We find that the line-of-sight ( LOS ) velocity fields for most galaxies are well reproduced by rotating disk models .
The kinematic position angle ( PA ) derived for the LOS velocity field is consistent with the large scale photometric PA .
The residual velocities are correlated with the hard X-ray luminosity , suggesting that more luminous AGN have a larger impact in the surrounding stellar dynamics .
The central velocity dispersion values are usually higher than the rotation velocity amplitude , what we attribute to the strong contribution of bulge kinematics in these inner regions .
For 50 % of the galaxies , we find an inverse correlation between the velocities and the h _ { 3 } Gauss-Hermitte moment , implying red wings in the blueshifted side and blue wings in the redshifted side of the velocity field , attributed to the movement of the bulge stars lagging the rotation .

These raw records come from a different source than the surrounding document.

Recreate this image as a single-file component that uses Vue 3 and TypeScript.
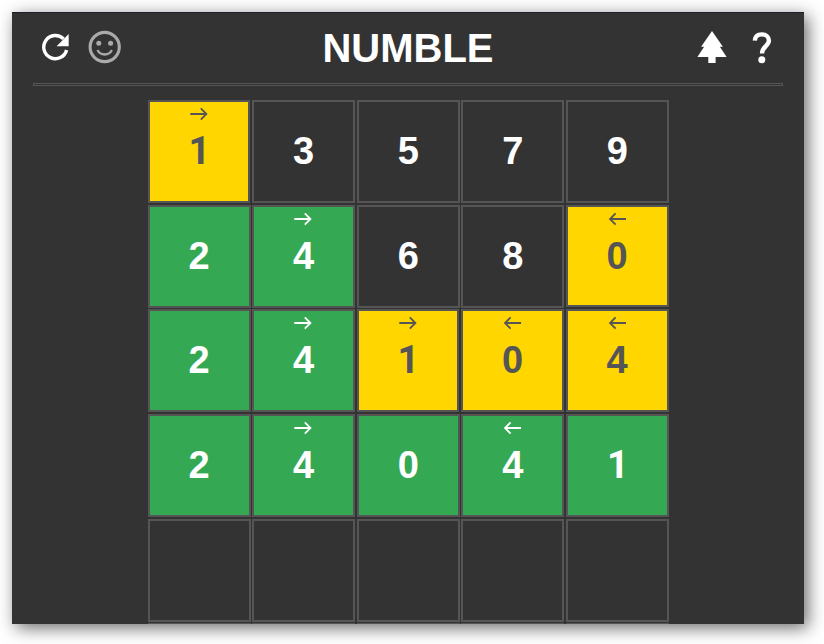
<script setup lang="ts">
type Tone = 'plain' | 'gold' | 'green'
type Arrow = 'left' | 'right' | null

interface Cell {
  digit: string
  tone: Tone
  arrow: Arrow
}

const cell = (digit: string, tone: Tone = 'plain', arrow: Arrow = null): Cell => ({ digit, tone, arrow })
const emptyRow = (): Cell[] => Array.from({ length: 5 }, () => cell(''))

const rows: Cell[][] = [
  [cell('1', 'gold', 'right'), cell('3'), cell('5'), cell('7'), cell('9')],
  [cell('2', 'green'), cell('4', 'green', 'right'), cell('6'), cell('8'), cell('0', 'gold', 'left')],
  [cell('2', 'green'), cell('4', 'green', 'right'), cell('1', 'gold', 'right'), cell('0', 'gold', 'left'), cell('4', 'gold', 'left')],
  [cell('2', 'green'), cell('4', 'green', 'right'), cell('0', 'green'), cell('4', 'green', 'left'), cell('1', 'green')],
  emptyRow(),
  emptyRow(),
]

const arrowPaths = {
  right: 'M0.3 7H16.4M10.8 1.4L16.4 7L10.8 12.6',
  left: 'M18 7H2M7.6 1.4L2 7L7.6 12.6',
}
</script>

<template>
  <div class="page">
    <main class="game">
      <header class="bar">
        <div class="tools">
          <svg class="icon" width="36" height="36" viewBox="0 0 36 36">
            <path d="M29.6 20A11.6 11.6 0 1 1 26.6 8.9" fill="none" stroke="#fff" stroke-width="3.4" />
            <path d="M31.7 4V16.2H19.6Z" fill="#fff" />
          </svg>
          <svg class="icon" width="36" height="36" viewBox="0 0 36 36">
            <circle cx="18.7" cy="17" r="14.6" fill="none" stroke="#aaa" stroke-width="3.1" />
            <circle cx="12.8" cy="13.2" r="2.5" fill="#aaa" />
            <circle cx="24.6" cy="13.2" r="2.5" fill="#aaa" />
            <path d="M11.5 20C14.4 26 23 26 25.9 20" fill="none" stroke="#aaa" stroke-width="2.3" />
          </svg>
        </div>
        <h1 class="title">NUMBLE</h1>
        <div class="tools">
          <svg class="icon" width="36" height="36" viewBox="0 0 36 36">
            <path d="M18 1L28.9 16.8H25.9L32.6 27H21.6V33H14.3V27H3.4L10.1 16.8H7.1Z" fill="#fff" />
          </svg>
          <svg class="icon" width="36" height="36" viewBox="0 0 36 36">
            <path d="M10.8 10.6C11.2 6.3 14 4.4 17.7 4.4C22 4.4 24.9 6.8 24.9 10.6C24.9 16 18 16.4 18 23.6" fill="none" stroke="#fff" stroke-width="4.4" />
            <circle cx="17.8" cy="29.8" r="3.5" fill="#fff" />
          </svg>
        </div>
      </header>
      <div class="rule"></div>
      <section class="board">
        <div v-for="(row, r) in rows" :key="r" class="row">
          <div v-for="(item, c) in row" :key="c" class="slot">
            <div class="cell" :class="item.tone">
              <svg v-if="item.arrow" class="arrow" width="19" height="14" viewBox="0 0 19 14">
                <path :d="arrowPaths[item.arrow]" fill="none" stroke="currentColor" stroke-width="1.8" />
              </svg>
              <span class="digit" :class="{ one: item.digit === '1' }">{{ item.digit }}</span>
            </div>
          </div>
        </div>
      </section>
    </main>
  </div>
</template>

<style>
body {
  background: #fff;
  overflow: hidden;
}
</style>

<style scoped>
.page {
  box-sizing: border-box;
  width: 824px;
  height: 644px;
  padding: 12px;
  overflow: hidden;
  font-family: Arial, 'Liberation Sans', sans-serif;
}

.game {
  box-sizing: border-box;
  width: 792px;
  height: 612px;
  background: #333;
  border-top: 1px solid #1e1e2a;
  box-shadow: 4px 4px 16px rgba(0, 0, 0, 0.58);
  display: flex;
  flex-direction: column;
}

.bar {
  height: 70px;
  flex: none;
  padding: 0 24px 0 25px;
  display: flex;
  align-items: center;
  justify-content: space-between;
}

.tools {
  display: flex;
  gap: 14px;
}

.icon {
  display: block;
}

.tools:first-child .icon + .icon {
  margin-left: -1px;
}

.title {
  margin: 0;
  color: #fff;
  font-size: 40px;
  line-height: 46px;
  font-weight: bold;
}

.rule {
  box-sizing: border-box;
  height: 3px;
  flex: none;
  margin: 0 21px;
  border: 1px solid #555;
}

.board {
  display: flex;
  flex-direction: column;
  gap: 1.6px;
  padding: 14.2px 0 0 135.8px;
  min-height: 0;
  overflow: hidden;
}

.row {
  display: flex;
  flex: none;
  gap: 1.55px;
}

.slot {
  width: 103px;
  height: 103px;
}

.cell {
  box-sizing: border-box;
  position: relative;
  width: 100%;
  height: 100%;
  border: 2px solid #555;
  color: #fff;
  display: flex;
  align-items: center;
  justify-content: center;
}

.green {
  background: #34a853;
}

.gold {
  width: 102.55px;
  height: 102.6px;
  background: #ffd600;
  color: #555;
}

.digit {
  padding: 0 0.4px 1px 0;
  font-size: 38px;
  line-height: 44px;
  font-weight: bold;
}

.gold .digit {
  padding-bottom: 0.6px;
}

.digit.one {
  padding-right: 0;
  padding-left: 0.6px;
  font-family: Roboto, 'Liberation Sans', sans-serif;
}

.arrow {
  position: absolute;
  top: 5px;
  left: 40px;
}
</style>
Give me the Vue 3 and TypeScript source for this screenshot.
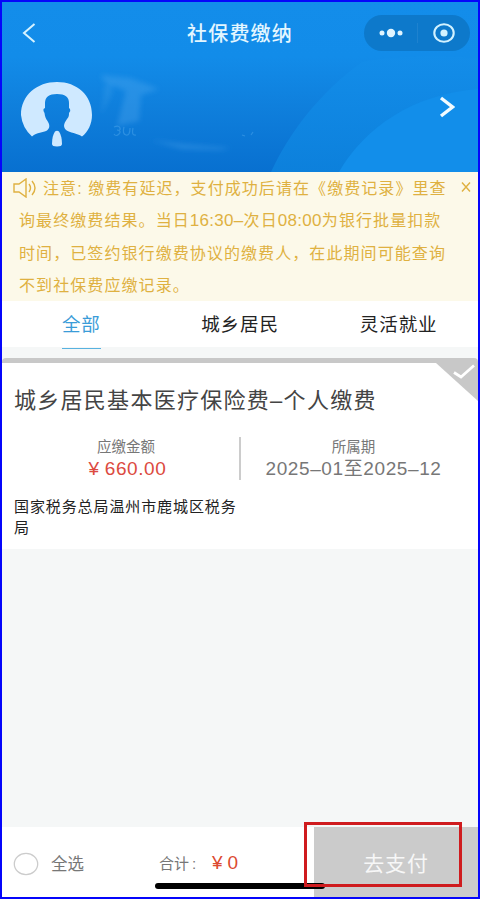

Two of the 16 galaxies ( NGC 5899 and Mrk 1066 ) show an S-shape zero velocity line , attributed to the gravitational potential of a nuclear bar .
Velocity dispersion ( \sigma ) maps show rings of low- \sigma values ( \sim 50 - 80 km s ^ { -1 } ) for 4 objects and “ patches ” of low- \sigma for 6 galaxies at 150–250 pc from the nucleus , attributed to young/ intermediate age stellar populations .